--- START DATA SUPPLIED ---

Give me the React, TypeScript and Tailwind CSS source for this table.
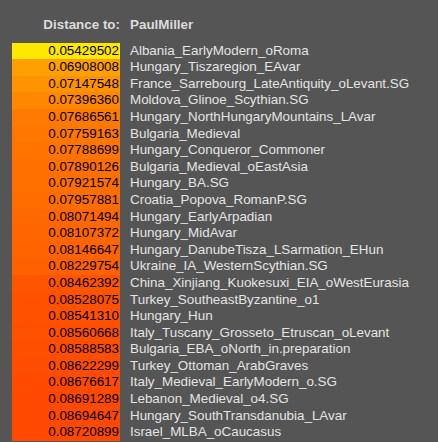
const TARGET = "PaulMiller";

const ROWS: [number, string][] = [
  [0.05429502, "Albania_EarlyModern_oRoma"],
  [0.06908008, "Hungary_Tiszaregion_EAvar"],
  [0.07147548, "France_Sarrebourg_LateAntiquity_oLevant.SG"],
  [0.0739636, "Moldova_Glinoe_Scythian.SG"],
  [0.07686561, "Hungary_NorthHungaryMountains_LAvar"],
  [0.07759163, "Bulgaria_Medieval"],
  [0.07788699, "Hungary_Conqueror_Commoner"],
  [0.07890126, "Bulgaria_Medieval_oEastAsia"],
  [0.07921574, "Hungary_BA.SG"],
  [0.07957881, "Croatia_Popova_RomanP.SG"],
  [0.08071494, "Hungary_EarlyArpadian"],
  [0.08107372, "Hungary_MidAvar"],
  [0.08146647, "Hungary_DanubeTisza_LSarmation_EHun"],
  [0.08229754, "Ukraine_IA_WesternScythian.SG"],
  [0.08462392, "China_Xinjiang_Kuokesuxi_EIA_oWestEurasia"],
  [0.08528075, "Turkey_SoutheastByzantine_o1"],
  [0.0854131, "Hungary_Hun"],
  [0.08560668, "Italy_Tuscany_Grosseto_Etruscan_oLevant"],
  [0.08588583, "Bulgaria_EBA_oNorth_in.preparation"],
  [0.08622299, "Turkey_Ottoman_ArabGraves"],
  [0.08676617, "Italy_Medieval_EarlyModern_o.SG"],
  [0.08691289, "Lebanon_Medieval_o4.SG"],
  [0.08694647, "Hungary_SouthTransdanubia_LAvar"],
  [0.08720899, "Israel_MLBA_oCaucasus"],
];

const min = ROWS[0][0];
const max = ROWS[ROWS.length - 1][0];

// yellow for the closest, sliding to red-orange for the farthest
function cellColor(v: number) {
  const t = (v - min) / (max - min);
  const g = Math.round(232 - t * 160);
  return `rgb(255, ${g}, 0)`;
}

export default function App() {
  return (
    <div className="min-h-screen bg-[#555555] pt-[17px] font-['Liberation_Sans',Arial,sans-serif] text-[length:13.4px] leading-[16.6px]">
      <div className="flex">
        <div className="w-[120px] text-right font-bold text-[#dcdcdc]">Distance to:</div>
        <div className="pl-[10px] font-bold text-[#dcdcdc]">{TARGET}</div>
      </div>
      <div className="mt-[9px]">
        {ROWS.map(([value, name]) => (
          <div key={name} className="flex h-[16.6px]">
            <div className="ml-3 w-[108px] pr-[1px] text-right text-black" style={{ backgroundColor: cellColor(value) }}>
              {value.toFixed(8)}
            </div>
            <div className="pl-[10px] whitespace-nowrap text-[#e4e4e4]">{name}</div>
          </div>
        ))}
      </div>
    </div>
  );
}
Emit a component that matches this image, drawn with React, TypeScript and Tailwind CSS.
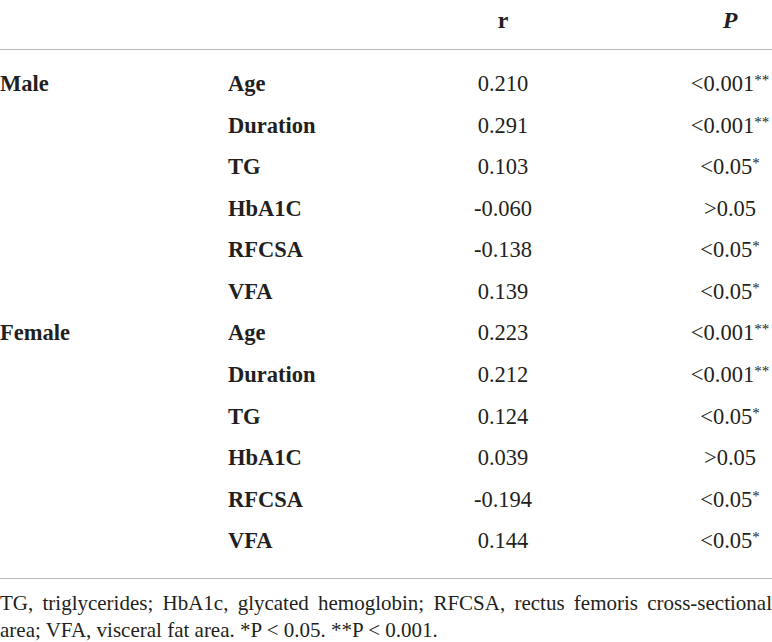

--- END DATA SUPPLIED ---

*WORK REQUIRED:* Reproduce every line exactly and omit all pictures.

*RESPONSE FOR THIS EXERCISE:*
Give me the React, TypeScript and Tailwind CSS source for this table.
const TARGET = "PaulMiller";

const ROWS: [number, string][] = [
  [0.05429502, "Albania_EarlyModern_oRoma"],
  [0.06908008, "Hungary_Tiszaregion_EAvar"],
  [0.07147548, "France_Sarrebourg_LateAntiquity_oLevant.SG"],
  [0.0739636, "Moldova_Glinoe_Scythian.SG"],
  [0.07686561, "Hungary_NorthHungaryMountains_LAvar"],
  [0.07759163, "Bulgaria_Medieval"],
  [0.07788699, "Hungary_Conqueror_Commoner"],
  [0.07890126, "Bulgaria_Medieval_oEastAsia"],
  [0.07921574, "Hungary_BA.SG"],
  [0.07957881, "Croatia_Popova_RomanP.SG"],
  [0.08071494, "Hungary_EarlyArpadian"],
  [0.08107372, "Hungary_MidAvar"],
  [0.08146647, "Hungary_DanubeTisza_LSarmation_EHun"],
  [0.08229754, "Ukraine_IA_WesternScythian.SG"],
  [0.08462392, "China_Xinjiang_Kuokesuxi_EIA_oWestEurasia"],
  [0.08528075, "Turkey_SoutheastByzantine_o1"],
  [0.0854131, "Hungary_Hun"],
  [0.08560668, "Italy_Tuscany_Grosseto_Etruscan_oLevant"],
  [0.08588583, "Bulgaria_EBA_oNorth_in.preparation"],
  [0.08622299, "Turkey_Ottoman_ArabGraves"],
  [0.08676617, "Italy_Medieval_EarlyModern_o.SG"],
  [0.08691289, "Lebanon_Medieval_o4.SG"],
  [0.08694647, "Hungary_SouthTransdanubia_LAvar"],
  [0.08720899, "Israel_MLBA_oCaucasus"],
];

const min = ROWS[0][0];
const max = ROWS[ROWS.length - 1][0];

// yellow for the closest, sliding to red-orange for the farthest
function cellColor(v: number) {
  const t = (v - min) / (max - min);
  const g = Math.round(232 - t * 160);
  return `rgb(255, ${g}, 0)`;
}

export default function App() {
  return (
    <div className="min-h-screen bg-[#555555] pt-[17px] font-['Liberation_Sans',Arial,sans-serif] text-[length:13.4px] leading-[16.6px]">
      <div className="flex">
        <div className="w-[120px] text-right font-bold text-[#dcdcdc]">Distance to:</div>
        <div className="pl-[10px] font-bold text-[#dcdcdc]">{TARGET}</div>
      </div>
      <div className="mt-[9px]">
        {ROWS.map(([value, name]) => (
          <div key={name} className="flex h-[16.6px]">
            <div className="ml-3 w-[108px] pr-[1px] text-right text-black" style={{ backgroundColor: cellColor(value) }}>
              {value.toFixed(8)}
            </div>
            <div className="pl-[10px] whitespace-nowrap text-[#e4e4e4]">{name}</div>
          </div>
        ))}
      </div>
    </div>
  );
}
Emit a component that matches this image, drawn with React, TypeScript and Tailwind CSS.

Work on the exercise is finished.